Friday, February 10, 2012

Markelle's last days with us...

The last week of Markelle’s life was the hardest week of my life. Markelle’s health declined dramatically throughout the weekend with her belly continuing to grow because her liver and pancreas were so sick. At this point she had a fever, needed blood transfusions and continuous oxygen. By Monday, Markelle was awaiting a surgery consult to see if we could find out where she could be bleeding in her belly.

That Monday, our day started out very much on the wrong foot when a new resident came in our room to check on Markelle and report back to the GI team before rounds. While she was examining Markelle she casually looked over at me and asked “Do ya’ll have things in order for her?” and I said “What do you mean?” and she said “Do ya’ll have a DNR in place?” I looked at her and said “Of course we don’t have a DNR!!! I was so mad that I could not see straight… I could not believe that she had the gall to ask me that and who did she think she was talking to??? I was so angry and appalled by this.

By late morning I was very unsettled by how rapidly things had changed in the last days and the lack of response to getting Markelle into surgery today. When the GI doctor came in she asked for some extra labs to be drawn because by this point Markelle was not waking up or responding. The MRI we did over the weekend showed that Markelle’s pancreas was very sick and was basically falling apart, the fluid from her pancreas was destroying her other organs. Markelle was not well enough to handle surgery and after talking with her surgeon, surgery would not help at his point. The labs came back showing that Markelle’s CO2 level was very high and we had to make the decision to go to the ICU and put her on the ventilator or sign a DNR….

It was so unbelievable that this day had come for us! I knew Markelle was very sick and she was no longer a candidate for a transplant. This was not at all how I thought we would make the sensitive end of life decisions… Markelle needed time! I needed time! But she was tired and she had already told me the week before that she did not want another transplant… and that she knew she was going to die.

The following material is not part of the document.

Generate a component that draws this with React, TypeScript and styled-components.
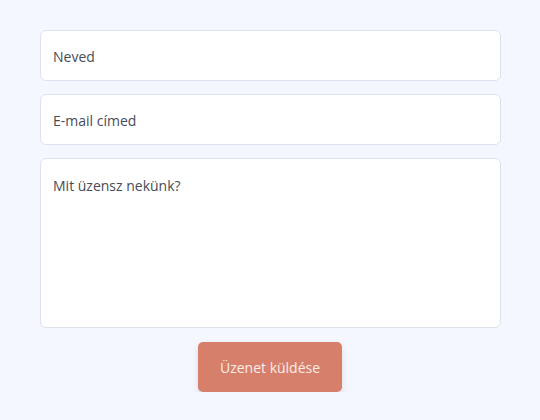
import React from "react";
import styled, { createGlobalStyle } from "styled-components";

const Global = createGlobalStyle`
  html, body { margin: 0; padding: 0; background: #f5f7fe; }
  body { font-family: "Open Sans", "Noto Sans", sans-serif; }
  * { box-sizing: border-box; }
`;

const Form = styled.form`
  width: 461px;
  margin: 0 auto;
  padding-top: 30px;
  display: flex;
  flex-direction: column;
  gap: 13px;
`;

const field = `
  width: 100%;
  background: #ffffff;
  border: 1.5px solid #dce2f0;
  border-radius: 6px;
  font-family: "Open Sans", "Noto Sans", sans-serif;
  font-size: 14px;
  color: #474c57;
  outline: none;
  padding: 1px 12.5px 0;
  &::placeholder { color: #474c57; opacity: 1; }
`;

const Input = styled.input`
  ${field}
  height: 51px;
`;

const TextArea = styled.textarea`
  ${field}
  height: 170px;
  padding-top: 17px;
  resize: none;
`;

const Actions = styled.div`
  display: flex;
  justify-content: center;
  padding-top: 1px;
`;

const Button = styled.button`
  width: 144px;
  height: 50px;
  border: none;
  border-radius: 5px;
  background: #d67f6b;
  color: #fbeee9;
  font-family: "Open Sans", "Noto Sans", sans-serif;
  font-size: 14px;
  box-shadow: 0 3px 6px rgba(120, 110, 110, 0.18);
  cursor: pointer;
`;

export default function App() {
  return (
    <>
      <Global />
      <Form onSubmit={(e) => e.preventDefault()}>
        <Input placeholder="Neved" />
        <Input placeholder="E-mail címed" />
        <TextArea placeholder="Mit üzensz nekünk?" />
        <Actions>
          <Button type="submit">Üzenet küldése</Button>
        </Actions>
      </Form>
    </>
  );
}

After Brandon and I talked about all that had transpired we decided that it was best to leave it up to God and not to use machines to help keep her alive. My priority had always been Markelle's happiness and the quality of her life, this was a difficult decision, but one we felt was best for Markelle. I asked the doctor if we could be moved up to ICS and be with nurses that knew and loved Markelle for the last hours of her life. I made those very difficult calls and first thing I needed to tell Mikalie that her sister was dying. I had just told her the night before that Markelle was going to be okay just like every other time she was sick and I needed her to know that was not really the case. I have no idea what I said to her I just only remember that it broke my heart that I had to break her heart too!

We moved floors and the flood gates opened with visitors… Allowing everyone to come and say goodbye to her seemed to be the right thing to do, she loved people and it was what she had always wanted.

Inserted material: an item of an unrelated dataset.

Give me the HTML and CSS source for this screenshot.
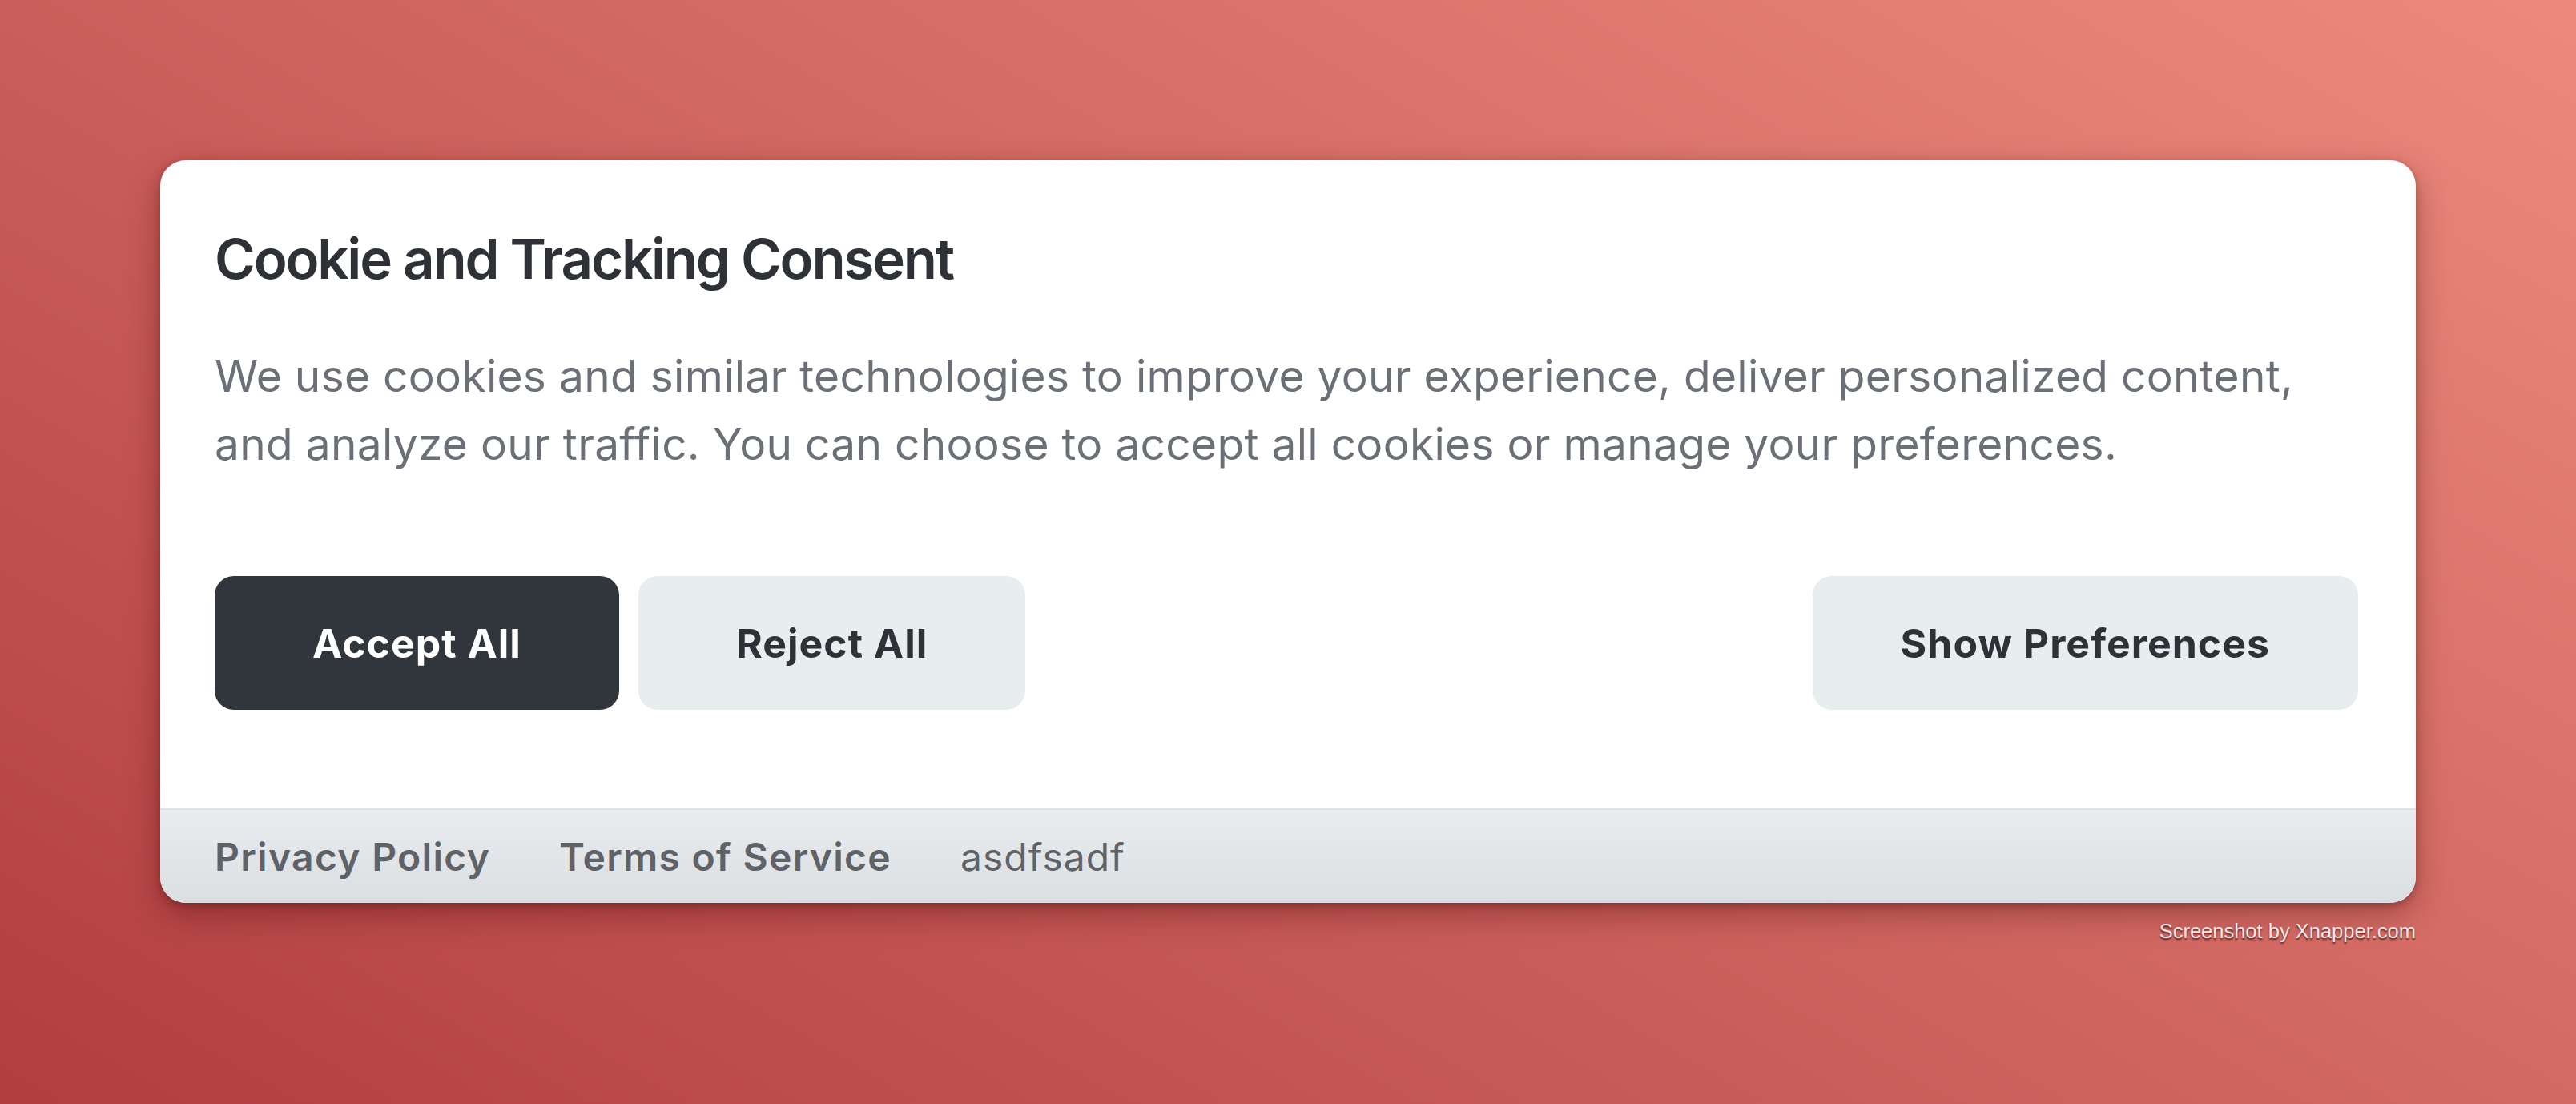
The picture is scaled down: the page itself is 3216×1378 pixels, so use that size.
FILE: index.html
```html
<!DOCTYPE html>
<html lang="en">
<head>
  <meta charset="UTF-8" />
  <meta name="viewport" content="width=device-width, initial-scale=1.0"/>
  <title>Cookie and Tracking Consent</title>
  <link rel="stylesheet" href="styles.css">
</head>
<body>
  <div class="stage">
    <div class="consent">
      <div class="consent-body">
        <h1 class="consent-title">Cookie and Tracking Consent</h1>
        <p class="consent-text">We use cookies and similar technologies to improve your experience, deliver personalized content, and analyze our traffic. You can choose to accept all cookies or manage your preferences.</p>

        <div class="consent-actions">
          <button class="btn btn-dark">Accept All</button>
          <button class="btn btn-light">Reject All</button>
          <button class="btn btn-light btn-right">Show Preferences</button>
        </div>
      </div>

      <div class="consent-footer">
        <a href="#" class="footer-link">Privacy Policy</a>
        <a href="#" class="footer-link">Terms of Service</a>
        <span class="footer-note">asdfsadf</span>
      </div>
    </div>

    <div class="credit">Screenshot by Xnapper.com</div>
  </div>
</body>
</html>
```

FILE: styles.css
```css
body {
  margin: 0;
  padding: 0;
  font-family: Inter, "Noto Sans", sans-serif;
  background: linear-gradient(30deg, #b23e40, #ec8a7e);
  min-height: 100vh;
}

.stage {
  padding: 200px;
}

.consent {
  background: #fff;
  border-radius: 32px;
  overflow: hidden;
  box-shadow: 0 14px 40px rgba(60, 0, 0, 0.35), 0 3px 8px rgba(40, 0, 0, 0.25);
}

.consent-body {
  padding: 81px 72px 123px 68px;
}

.consent-title {
  margin: 0;
  font-size: 69px;
  line-height: 84px;
  font-weight: 600;
  letter-spacing: -2.2px;
  color: #2e3136;
}

.consent-text {
  margin: 62px 0 0;
  font-size: 55px;
  line-height: 85px;
  letter-spacing: 0.3px;
  color: #6b7077;
}

.consent-actions {
  display: flex;
  gap: 24px;
  margin-top: 122px;
}

.btn {
  height: 167px;
  padding: 0 122px;
  border: none;
  border-radius: 24px;
  font-family: inherit;
  font-size: 50px;
  font-weight: 700;
  letter-spacing: 1px;
  cursor: pointer;
}

.btn-dark {
  background: #31363d;
  color: #fff;
}

.btn-light {
  background: #e8edf0;
  color: #2e3136;
}

.btn-right {
  margin-left: auto;
  padding: 0 110px;
}

.consent-footer {
  display: flex;
  align-items: center;
  gap: 86px;
  height: 116px;
  padding-left: 68px;
  border-top: 2px solid #dde1e4;
  background: linear-gradient(to bottom, #e9ecee, #dcdfe2);
  font-size: 48px;
  letter-spacing: 1.3px;
}

.footer-link {
  color: #5f6368;
  font-weight: 600;
  text-decoration: none;
}

.footer-note {
  color: #5f6368;
  letter-spacing: 1px;
}

.credit {
  margin-top: 21px;
  text-align: right;
  font-family: "Liberation Sans", Arial, sans-serif;
  font-size: 25.5px;
  color: #f7e8e6;
  text-shadow: 0 2px 2px rgba(60, 0, 0, 0.7);
}
```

On Wednesday evening Markelle woke up for the first time since Sunday night and asked for a Popsicle and I wondered if she would once again defy the odds and make it through this time too… But that was not God’s plan.

Friday morning I had to leave the hospital without my precious baby girl, leaving the hospital one day without her was what I had desperately feared her whole life.

3 comments:

Ruthann said...

Thinking of you and sending lots of love your way.

Maria said...

I remember that day so well. I am so grateful to have been able to come and say goodbye. Markelle will forever be in my heart. Thank you for letting me part of her life.

Jami said...

Oh, how I remember that week. I cried many tears alongside so many that loved her dearly. I think it may have been a touch of fate that allowed Becky and Shannon and I to be her nurses those last few days. I absolutely treasure that last shift (and the entire next day!) that I got to spend with Markelle. There will never be another like Rae. She was one in a million!